"Disparues de Perpignan" : comment l'ADN a sauvé une enquête en panne
Pendant 17 ans, l'enquête sur les "disparues de Perpignan" est restée dans l'impasse jusqu'en 2014 lorsque les progrès des analyses ADN et un nouveau logiciel de traitement du fichier des délinquants sexuels ont permis de confondre Jacques Rançon, jugé depuis le 5 mars aux assises.
L'experte Marie-Hélène Cherpin a longuement expliqué mardi aux jurés de la cour d'assises des Pyrénées-Orientales, comment les évolutions "techniques et juridiques" ont pu faire parler une trace d'ADN laissée sur la chaussure de l'une des deux femmes violées et assassinées en 1997 et 1998.
"Techniquement, c'est le dossier le plus difficile que j'ai traité", a lancé en préambule cette scientifique de 65 ans qui était responsable des analyses génétiques au laboratoire Biomnis à Lyon.

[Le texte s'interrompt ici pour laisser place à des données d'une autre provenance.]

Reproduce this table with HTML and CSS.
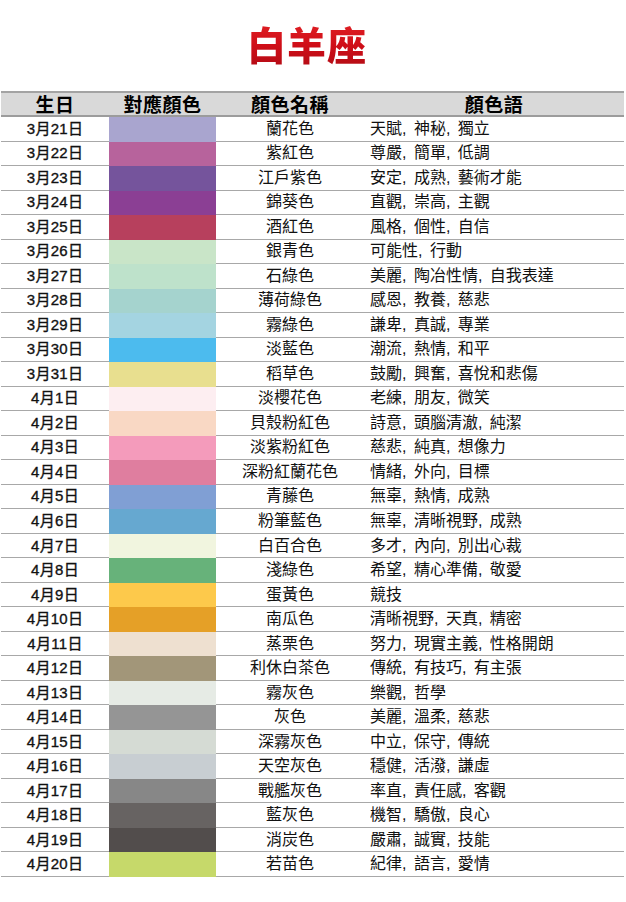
FILE: index.html
```html
<!DOCTYPE html>
<html lang="zh-Hant">
<head>
<meta charset="utf-8">
<title>白羊座</title>
<link rel="stylesheet" href="styles.css">
</head>
<body>
<div class="page">
  <h1 class="title">白羊座</h1>
  <div class="colors">
    <div class="hd">生日</div><div class="hd">對應顏色</div><div class="hd">顏色名稱</div><div class="hd">顏色語</div>

    <div class="date">3月21日</div><div class="sw" style="--c:#a9a5cf"></div><div class="name">蘭花色</div><div class="words">天賦, 神秘, 獨立</div>
    <div class="date">3月22日</div><div class="sw" style="--c:#b7639c"></div><div class="name">紫紅色</div><div class="words">尊嚴, 簡單, 低調</div>
    <div class="date">3月23日</div><div class="sw" style="--c:#75549c"></div><div class="name">江戶紫色</div><div class="words">安定, 成熟, 藝術才能</div>
    <div class="date">3月24日</div><div class="sw" style="--c:#8b3f94"></div><div class="name">錦葵色</div><div class="words">直觀, 崇高, 主觀</div>
    <div class="date">3月25日</div><div class="sw" style="--c:#b7405d"></div><div class="name">酒紅色</div><div class="words">風格, 個性, 自信</div>
    <div class="date">3月26日</div><div class="sw" style="--c:#c9e5c8"></div><div class="name">銀青色</div><div class="words">可能性, 行動</div>
    <div class="date">3月27日</div><div class="sw" style="--c:#bee2cb"></div><div class="name">石綠色</div><div class="words">美麗, 陶冶性情, 自我表達</div>
    <div class="date">3月28日</div><div class="sw" style="--c:#a5d3ce"></div><div class="name">薄荷綠色</div><div class="words">感恩, 教養, 慈悲</div>
    <div class="date">3月29日</div><div class="sw" style="--c:#a4d4e1"></div><div class="name">霧綠色</div><div class="words">謙卑, 真誠, 專業</div>
    <div class="date">3月30日</div><div class="sw" style="--c:#4cbbee"></div><div class="name">淡藍色</div><div class="words">潮流, 熱情, 和平</div>
    <div class="date">3月31日</div><div class="sw" style="--c:#e8df8f"></div><div class="name">稻草色</div><div class="words">鼓勵, 興奮, 喜悅和悲傷</div>
    <div class="date">4月1日</div><div class="sw" style="--c:#fdeef1"></div><div class="name">淡櫻花色</div><div class="words">老練, 朋友, 微笑</div>
    <div class="date">4月2日</div><div class="sw" style="--c:#f9d8c4"></div><div class="name">貝殼粉紅色</div><div class="words">詩意, 頭腦清澈, 純潔</div>
    <div class="date">4月3日</div><div class="sw" style="--c:#f49bbb"></div><div class="name">淡紫粉紅色</div><div class="words">慈悲, 純真, 想像力</div>
    <div class="date">4月4日</div><div class="sw" style="--c:#df7e9f"></div><div class="name">深粉紅蘭花色</div><div class="words">情緒, 外向, 目標</div>
    <div class="date">4月5日</div><div class="sw" style="--c:#809fd4"></div><div class="name">青藤色</div><div class="words">無辜, 熱情, 成熟</div>
    <div class="date">4月6日</div><div class="sw" style="--c:#66a8d0"></div><div class="name">粉筆藍色</div><div class="words">無辜, 清晰視野, 成熟</div>
    <div class="date">4月7日</div><div class="sw" style="--c:#f1f5df"></div><div class="name">白百合色</div><div class="words">多才, 內向, 別出心裁</div>
    <div class="date">4月8日</div><div class="sw" style="--c:#67b27a"></div><div class="name">淺綠色</div><div class="words">希望, 精心準備, 敬愛</div>
    <div class="date">4月9日</div><div class="sw" style="--c:#fdc94b"></div><div class="name">蛋黃色</div><div class="words">競技</div>
    <div class="date">4月10日</div><div class="sw" style="--c:#e5a027"></div><div class="name">南瓜色</div><div class="words">清晰視野, 天真, 精密</div>
    <div class="date">4月11日</div><div class="sw" style="--c:#eee0d0"></div><div class="name">蒸栗色</div><div class="words">努力, 現實主義, 性格開朗</div>
    <div class="date">4月12日</div><div class="sw" style="--c:#a29679"></div><div class="name">利休白茶色</div><div class="words">傳統, 有技巧, 有主張</div>
    <div class="date">4月13日</div><div class="sw" style="--c:#e6ebe5"></div><div class="name">霧灰色</div><div class="words">樂觀, 哲學</div>
    <div class="date">4月14日</div><div class="sw" style="--c:#959595"></div><div class="name">灰色</div><div class="words">美麗, 溫柔, 慈悲</div>
    <div class="date">4月15日</div><div class="sw" style="--c:#d5dbd4"></div><div class="name">深霧灰色</div><div class="words">中立, 保守, 傳統</div>
    <div class="date">4月16日</div><div class="sw" style="--c:#c8ced2"></div><div class="name">天空灰色</div><div class="words">穩健, 活潑, 謙虛</div>
    <div class="date">4月17日</div><div class="sw" style="--c:#878787"></div><div class="name">戰艦灰色</div><div class="words">率直, 責任感, 客觀</div>
    <div class="date">4月18日</div><div class="sw" style="--c:#676362"></div><div class="name">藍灰色</div><div class="words">機智, 驕傲, 良心</div>
    <div class="date">4月19日</div><div class="sw" style="--c:#524d4c"></div><div class="name">消炭色</div><div class="words">嚴肅, 誠實, 技能</div>
    <div class="date">4月20日</div><div class="sw" style="--c:#c6d96a"></div><div class="name">若苗色</div><div class="words">紀律, 語言, 愛情</div>
  </div>
</div>
</body>
</html>
```

FILE: styles.css
```css
html, body {
  margin: 0;
  padding: 0;
  background: #ffffff;
}

.page {
  width: 626px;
  font-family: "Liberation Sans", "Noto Sans CJK TC", sans-serif;
  color: #111;
}

.title {
  margin: 0;
  height: 91px;
  display: flex;
  align-items: center;
  justify-content: center;
  padding: 0 12px 5px 0;
  box-sizing: border-box;
  font-family: "Noto Sans CJK TC", sans-serif;
  font-weight: 900;
  font-size: 39px;
  letter-spacing: 1px;
  line-height: 1;
  color: #d8121c;
  background: linear-gradient(180deg, #f03030 0%, #cf0e18 50%, #960a12 100%);
  -webkit-background-clip: text;
  background-clip: text;
  -webkit-text-fill-color: transparent;
}

.colors {
  margin-left: 1px;
  width: 623px;
  display: grid;
  grid-template-columns: 108px 107px 148px 260px;
  grid-template-rows: 26px;
  grid-auto-rows: 24.516px;
}

.colors > div {
  box-sizing: border-box;
  display: flex;
  align-items: center;
  min-width: 0;
  overflow: hidden;
  white-space: nowrap;
  border-bottom: 1px solid #a8a8a8;
  font-size: 16px;
  line-height: 16px;
}

.colors > .hd {
  justify-content: center;
  background: #d9d9d9;
  border-top: 2px solid #a3a3a3;
  border-bottom: 2px solid #9c9c9c;
  font-family: "Noto Sans CJK TC", sans-serif;
  font-weight: 700;
  font-size: 19px;
  letter-spacing: 0.5px;
  line-height: 20px;
  color: #000;
}

.colors > .date {
  justify-content: center;
  font-size: 15px;
  letter-spacing: 0.3px;
  -webkit-text-stroke: 0.35px #111;
}

.colors > .sw {
  background: var(--c);
  border-bottom-color: var(--c);
}

.colors > .name {
  justify-content: center;
}

.colors > .words {
  padding-left: 6px;
  word-spacing: 3px;
}
```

L'experte a détaillé le travail de fourmi des expertises ADN, au 10e jour du procès de Jacques Rançon pour l'assassinat et le viol de Moktaria Chaïb, 19 ans, et de Marie-Hélène Gonzalez, 22 ans, la tentative de meurtre de Sabrina, 19 ans, ainsi que la tentative de viol de Nadia (prénom d'emprunt), 17 ans.
"En 1998, avec les outils d'analyses qui existaient, il aurait été très difficile d'arriver à ce résultat", a affirmé Mme Cherpin, soulignant que le travail de deux autres laboratoires, au début de l'enquête, n'était pas en cause.
Entre janvier 2012 et février 2013, la magistrate en charge du dossier du "tueur de la gare" a fait refaire l'ensemble des analyses ADN par le laboratoire lyonnais.
Sur les chaussures de Moktaria Chaïb, Marie-Hélène Cherpin retrouve alors "les empreintes partielles de deux ADN masculins". A l'été 2014, un nouveau logiciel permet de faire des rapprochements à partir de "profils partiels" sur le fichier national des empreintes génétiques (FNAEG).
- "Ca matche" -
La juge d'instruction missionne alors le laboratoire Biomnis pour faire des comparaisons avec les ADN retrouvés sur les chaussures.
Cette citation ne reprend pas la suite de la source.